GOAL — Copy the lines below as they are; omit the images they contain.

________________

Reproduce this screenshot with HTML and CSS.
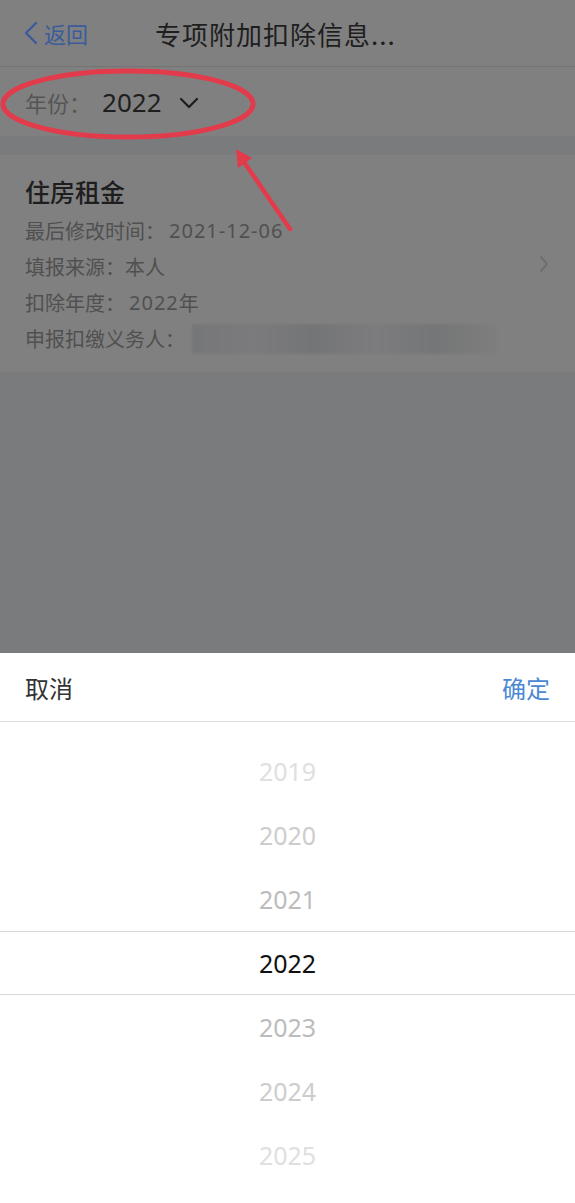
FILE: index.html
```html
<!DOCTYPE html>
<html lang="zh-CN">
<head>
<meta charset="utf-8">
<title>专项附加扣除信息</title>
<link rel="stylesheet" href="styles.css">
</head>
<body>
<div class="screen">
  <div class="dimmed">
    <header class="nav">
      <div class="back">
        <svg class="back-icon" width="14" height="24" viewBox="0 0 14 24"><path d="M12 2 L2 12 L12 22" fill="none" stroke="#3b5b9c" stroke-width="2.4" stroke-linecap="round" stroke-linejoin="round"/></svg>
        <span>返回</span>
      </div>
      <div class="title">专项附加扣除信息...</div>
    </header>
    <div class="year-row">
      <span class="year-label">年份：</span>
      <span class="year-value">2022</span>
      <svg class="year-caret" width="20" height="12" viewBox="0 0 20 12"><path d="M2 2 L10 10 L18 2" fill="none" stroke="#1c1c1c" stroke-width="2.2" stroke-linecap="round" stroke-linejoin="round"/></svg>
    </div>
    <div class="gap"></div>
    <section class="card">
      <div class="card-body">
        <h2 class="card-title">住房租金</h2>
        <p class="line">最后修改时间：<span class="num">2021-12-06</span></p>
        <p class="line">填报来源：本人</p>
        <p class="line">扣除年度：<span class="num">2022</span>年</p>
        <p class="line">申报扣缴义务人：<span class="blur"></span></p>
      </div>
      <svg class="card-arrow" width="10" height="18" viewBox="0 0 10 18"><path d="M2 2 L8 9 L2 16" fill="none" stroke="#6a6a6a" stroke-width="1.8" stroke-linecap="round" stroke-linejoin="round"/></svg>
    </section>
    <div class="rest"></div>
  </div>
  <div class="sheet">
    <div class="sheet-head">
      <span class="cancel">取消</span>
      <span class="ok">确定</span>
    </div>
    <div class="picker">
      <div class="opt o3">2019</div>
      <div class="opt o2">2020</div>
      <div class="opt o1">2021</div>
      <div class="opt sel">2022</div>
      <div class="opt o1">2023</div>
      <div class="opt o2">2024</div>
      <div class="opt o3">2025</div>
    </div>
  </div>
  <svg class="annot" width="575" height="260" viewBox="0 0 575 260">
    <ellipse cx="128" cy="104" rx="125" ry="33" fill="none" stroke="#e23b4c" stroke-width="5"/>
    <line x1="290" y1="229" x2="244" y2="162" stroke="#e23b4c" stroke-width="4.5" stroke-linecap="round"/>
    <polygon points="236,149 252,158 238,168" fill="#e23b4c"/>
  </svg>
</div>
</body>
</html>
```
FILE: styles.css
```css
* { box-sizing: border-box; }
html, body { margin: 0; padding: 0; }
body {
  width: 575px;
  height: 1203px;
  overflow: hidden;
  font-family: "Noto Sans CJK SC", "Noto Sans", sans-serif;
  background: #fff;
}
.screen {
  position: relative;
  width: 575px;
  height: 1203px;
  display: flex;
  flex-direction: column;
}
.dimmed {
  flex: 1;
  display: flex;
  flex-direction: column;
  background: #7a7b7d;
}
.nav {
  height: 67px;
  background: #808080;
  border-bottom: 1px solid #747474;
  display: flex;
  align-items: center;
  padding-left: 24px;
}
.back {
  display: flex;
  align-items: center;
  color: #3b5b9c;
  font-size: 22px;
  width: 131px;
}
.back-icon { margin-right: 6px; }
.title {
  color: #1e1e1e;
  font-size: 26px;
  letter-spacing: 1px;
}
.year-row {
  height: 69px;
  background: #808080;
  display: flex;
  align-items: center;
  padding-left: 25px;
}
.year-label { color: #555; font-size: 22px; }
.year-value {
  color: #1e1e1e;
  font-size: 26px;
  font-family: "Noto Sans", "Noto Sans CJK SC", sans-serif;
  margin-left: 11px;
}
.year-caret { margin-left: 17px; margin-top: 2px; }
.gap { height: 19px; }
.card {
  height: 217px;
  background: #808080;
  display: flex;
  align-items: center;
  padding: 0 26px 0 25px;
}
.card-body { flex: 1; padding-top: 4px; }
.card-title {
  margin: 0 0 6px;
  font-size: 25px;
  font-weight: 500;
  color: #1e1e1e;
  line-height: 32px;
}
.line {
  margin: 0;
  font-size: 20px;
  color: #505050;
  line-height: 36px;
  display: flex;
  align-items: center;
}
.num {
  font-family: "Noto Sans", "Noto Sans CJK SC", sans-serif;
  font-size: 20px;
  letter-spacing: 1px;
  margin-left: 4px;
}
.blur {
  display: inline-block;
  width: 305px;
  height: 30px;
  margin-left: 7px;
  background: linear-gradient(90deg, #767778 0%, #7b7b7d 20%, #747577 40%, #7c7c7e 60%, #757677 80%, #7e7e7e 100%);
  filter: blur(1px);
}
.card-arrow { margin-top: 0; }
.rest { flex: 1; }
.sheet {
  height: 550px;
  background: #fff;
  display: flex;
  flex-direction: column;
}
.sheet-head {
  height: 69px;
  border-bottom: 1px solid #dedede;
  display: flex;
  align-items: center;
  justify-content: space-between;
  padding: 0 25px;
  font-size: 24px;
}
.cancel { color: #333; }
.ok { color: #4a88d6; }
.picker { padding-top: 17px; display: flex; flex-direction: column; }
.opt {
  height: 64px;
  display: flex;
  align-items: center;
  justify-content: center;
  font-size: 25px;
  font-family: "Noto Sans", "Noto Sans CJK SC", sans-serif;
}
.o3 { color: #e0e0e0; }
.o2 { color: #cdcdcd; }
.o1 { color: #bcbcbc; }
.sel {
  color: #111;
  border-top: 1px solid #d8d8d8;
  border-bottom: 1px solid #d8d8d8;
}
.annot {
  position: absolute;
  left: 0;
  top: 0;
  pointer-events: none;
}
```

________________

FULL OUTPUT —
Reproduce this screenshot with HTML and CSS.
FILE: index.html
```html
<!DOCTYPE html>
<html lang="zh-CN">
<head>
<meta charset="utf-8">
<title>专项附加扣除信息</title>
<link rel="stylesheet" href="styles.css">
</head>
<body>
<div class="screen">
  <div class="dimmed">
    <header class="nav">
      <div class="back">
        <svg class="back-icon" width="14" height="24" viewBox="0 0 14 24"><path d="M12 2 L2 12 L12 22" fill="none" stroke="#3b5b9c" stroke-width="2.4" stroke-linecap="round" stroke-linejoin="round"/></svg>
        <span>返回</span>
      </div>
      <div class="title">专项附加扣除信息...</div>
    </header>
    <div class="year-row">
      <span class="year-label">年份：</span>
      <span class="year-value">2022</span>
      <svg class="year-caret" width="20" height="12" viewBox="0 0 20 12"><path d="M2 2 L10 10 L18 2" fill="none" stroke="#1c1c1c" stroke-width="2.2" stroke-linecap="round" stroke-linejoin="round"/></svg>
    </div>
    <div class="gap"></div>
    <section class="card">
      <div class="card-body">
        <h2 class="card-title">住房租金</h2>
        <p class="line">最后修改时间：<span class="num">2021-12-06</span></p>
        <p class="line">填报来源：本人</p>
        <p class="line">扣除年度：<span class="num">2022</span>年</p>
        <p class="line">申报扣缴义务人：<span class="blur"></span></p>
      </div>
      <svg class="card-arrow" width="10" height="18" viewBox="0 0 10 18"><path d="M2 2 L8 9 L2 16" fill="none" stroke="#6a6a6a" stroke-width="1.8" stroke-linecap="round" stroke-linejoin="round"/></svg>
    </section>
    <div class="rest"></div>
  </div>
  <div class="sheet">
    <div class="sheet-head">
      <span class="cancel">取消</span>
      <span class="ok">确定</span>
    </div>
    <div class="picker">
      <div class="opt o3">2019</div>
      <div class="opt o2">2020</div>
      <div class="opt o1">2021</div>
      <div class="opt sel">2022</div>
      <div class="opt o1">2023</div>
      <div class="opt o2">2024</div>
      <div class="opt o3">2025</div>
    </div>
  </div>
  <svg class="annot" width="575" height="260" viewBox="0 0 575 260">
    <ellipse cx="128" cy="104" rx="125" ry="33" fill="none" stroke="#e23b4c" stroke-width="5"/>
    <line x1="290" y1="229" x2="244" y2="162" stroke="#e23b4c" stroke-width="4.5" stroke-linecap="round"/>
    <polygon points="236,149 252,158 238,168" fill="#e23b4c"/>
  </svg>
</div>
</body>
</html>
```
FILE: styles.css
```css
* { box-sizing: border-box; }
html, body { margin: 0; padding: 0; }
body {
  width: 575px;
  height: 1203px;
  overflow: hidden;
  font-family: "Noto Sans CJK SC", "Noto Sans", sans-serif;
  background: #fff;
}
.screen {
  position: relative;
  width: 575px;
  height: 1203px;
  display: flex;
  flex-direction: column;
}
.dimmed {
  flex: 1;
  display: flex;
  flex-direction: column;
  background: #7a7b7d;
}
.nav {
  height: 67px;
  background: #808080;
  border-bottom: 1px solid #747474;
  display: flex;
  align-items: center;
  padding-left: 24px;
}
.back {
  display: flex;
  align-items: center;
  color: #3b5b9c;
  font-size: 22px;
  width: 131px;
}
.back-icon { margin-right: 6px; }
.title {
  color: #1e1e1e;
  font-size: 26px;
  letter-spacing: 1px;
}
.year-row {
  height: 69px;
  background: #808080;
  display: flex;
  align-items: center;
  padding-left: 25px;
}
.year-label { color: #555; font-size: 22px; }
.year-value {
  color: #1e1e1e;
  font-size: 26px;
  font-family: "Noto Sans", "Noto Sans CJK SC", sans-serif;
  margin-left: 11px;
}
.year-caret { margin-left: 17px; margin-top: 2px; }
.gap { height: 19px; }
.card {
  height: 217px;
  background: #808080;
  display: flex;
  align-items: center;
  padding: 0 26px 0 25px;
}
.card-body { flex: 1; padding-top: 4px; }
.card-title {
  margin: 0 0 6px;
  font-size: 25px;
  font-weight: 500;
  color: #1e1e1e;
  line-height: 32px;
}
.line {
  margin: 0;
  font-size: 20px;
  color: #505050;
  line-height: 36px;
  display: flex;
  align-items: center;
}
.num {
  font-family: "Noto Sans", "Noto Sans CJK SC", sans-serif;
  font-size: 20px;
  letter-spacing: 1px;
  margin-left: 4px;
}
.blur {
  display: inline-block;
  width: 305px;
  height: 30px;
  margin-left: 7px;
  background: linear-gradient(90deg, #767778 0%, #7b7b7d 20%, #747577 40%, #7c7c7e 60%, #757677 80%, #7e7e7e 100%);
  filter: blur(1px);
}
.card-arrow { margin-top: 0; }
.rest { flex: 1; }
.sheet {
  height: 550px;
  background: #fff;
  display: flex;
  flex-direction: column;
}
.sheet-head {
  height: 69px;
  border-bottom: 1px solid #dedede;
  display: flex;
  align-items: center;
  justify-content: space-between;
  padding: 0 25px;
  font-size: 24px;
}
.cancel { color: #333; }
.ok { color: #4a88d6; }
.picker { padding-top: 17px; display: flex; flex-direction: column; }
.opt {
  height: 64px;
  display: flex;
  align-items: center;
  justify-content: center;
  font-size: 25px;
  font-family: "Noto Sans", "Noto Sans CJK SC", sans-serif;
}
.o3 { color: #e0e0e0; }
.o2 { color: #cdcdcd; }
.o1 { color: #bcbcbc; }
.sel {
  color: #111;
  border-top: 1px solid #d8d8d8;
  border-bottom: 1px solid #d8d8d8;
}
.annot {
  position: absolute;
  left: 0;
  top: 0;
  pointer-events: none;
}
```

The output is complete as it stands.